Saratoga Springs in August means mortal combat over parking spaces, crowded bars. But I was able to negotiate both to get myself & my guest Ken Hada to the reading on time, after a convivial time at the Parting Glass with the other featured poet, Mark Obeeduid O’Brien & others of his loyal supporters.

Carol Graser, our host, began with a poem by Galway Kinnell, who had been in the area recently, then on to the open mic. Jessie, a young slam poet, had been here before, tonight did a slam rant philosophical love poem. I was second with 2 old “seasonal” poems, “Altamont Fair Poem” (read for Alan Casline who has taken over the duties as organizer of the poetry event at the Altamont Fair), & a poem for Saratoga in August, “…And the Mary Lou Whitney You Rode In On.” Mike Burke followed with the descriptive piece, “Saratoga, The Track.” Kate McNairy‘s short Nature poems were about stars (“Kneeling”) & in the woods (“Forgotten”). Mimi Moriarty had 2 poems about childhood, “My Best Decade” (her first) & the later “Peter Pan & the Theory of Flight.”

Obeedúid~ (aka Mark O’Brien) had a book on the verge from FootHills Publishing when Michael Czarnecki’s house & office were destroyed by fire. Benevolent Bird Press of Delmar under the aegis of Alan Casline stepped up to produce a special Caffe Lena Edition of Telluric Voices, complete with a pasted-in broadside & DVD with a couple poems from the book (& others). His work is characteristically “Nature” poems & he began with a cluster of poems with images of mountains, crows, mist, rain & a walk among the rocks. He moved on to read 9 poems from Telluric Voices in which the text “strives to follow ‘The Path of the Hero’s Journey’ over the course of the seasons.” That’s not always obvious, but the Table of Contents gives each poem a “Timeframe.” (One comment on the printed text, no, 2 comments: the Table of Contents doesn’t indicate the page numbers, making it basically useless, & (2) the font is just a point too-small.) Many of the titles are in the Mahican language (with English equivalents) & there are some useful notes referencing native concepts & language.

Ken Hada teaches at East Central University in Ada, Oklahoma, is the Director of the annual Scissortail Creative Writing Festival at ECU. His poems, like those of Obeedúid~, are grounded in Nature (with the capital N), such as “Thunder in the Morning,” “Storm on a Mountain Ridge,” & a poem to all the Trolls, “Yellow Cottonwoods.” He also read from his collection Spare Parts (Mongrel Empire Press, 2010), including 2 poems that had been read by Garrison Keillor on NPR’s The Writers Almanac, “Old Men,” & Mormon Missionaries Pay Me a Visit.” Another favorite (not read on the radio) he included was “Streaking at Bible Camp.” He concluded with a poem from his newest work, The River White: A Confluence of Brush & Quill (Mongrel Empire Press, 2011) a collaboration with his brother Duane Hada whose watercolors are an integral part of this journal of a trip down the Ozark’s White River in words & images.

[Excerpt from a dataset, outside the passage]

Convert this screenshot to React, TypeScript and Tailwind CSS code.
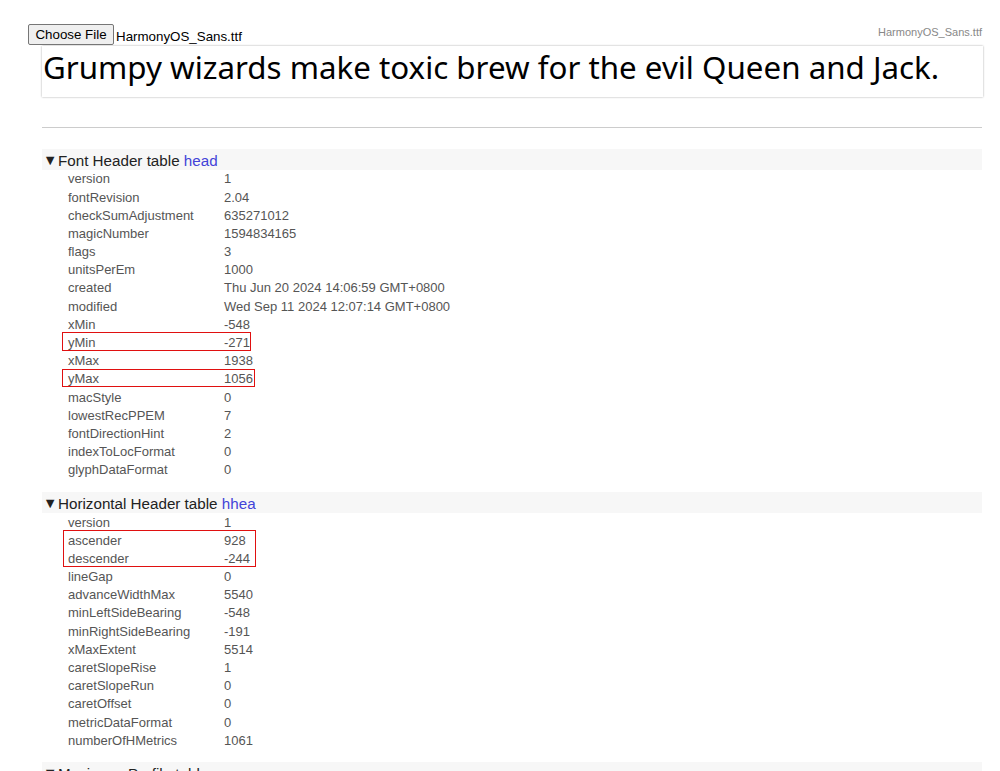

We took a short break, then Carol Graser was back with the hysterical poem of “The Haiku” as a character. Joe Krausman has the theatrical ability to present a poem in the voice of the wife of a gambler’s wife, then another in the voice of a bull. Susan Riback read a meditation on “Living Alone,” then another on noticing “Lovers at the Next Table.” Rodney Parrot was a new voice here but said he had a bunch of poetry chapbooks out & read from The Pleasure of Moving Through 3 Dimensions. Frequent reader here Carole Kenyon read a long, funny piece, “Libertarian’s Lament.” I hadn’t seen W.D. Clarke in a while & his ballad “The Lieutenant’s Confession” (about a massacre in Saipan) reminded me why I missed his work.

New voice Melissa Anderson, a young poet heading off to college, blew me away with “The Princess Poem” with a good-humored, looking-to-the-future leaving-the-nest poem, powerful words well performed. Katie Leach followed with “Take 2,” another leaving/revolt poem — go for it! Alan Casline has been researching the database of the Altamont Enterprise & contrasted old items with his own made-up items about the current poetry scene, followed by a poem for Michael Czarnecki, “Does a Disaster Have a Side?” Another young poet, Nick, began with a piece on the relics of himself, “An Offering,” then a Nature/Zen poem from his reading of the works of Shinkichi Takahashi. Bob Sharkey‘s “After Poem” was a ramble through the latest massacre, the Poets in the Park (& the after party) & on to the nature of relationships. Sally Rhoades began with “New Poems” about the recent local reading by Galway Kinnell, then about her trip to read at the Woody Guthrie Festival “48 Hours in Oklahoma.” Barbara Garro brought it all home with the prosey “Biofiliia” & “Brooding & Melancholy.”

Ah, Caffé Lena, with featured poets & great regional open mic poets every 1st Wednesday, 7:30PM, Phila St. in Saratoga Springs — no horses allowed.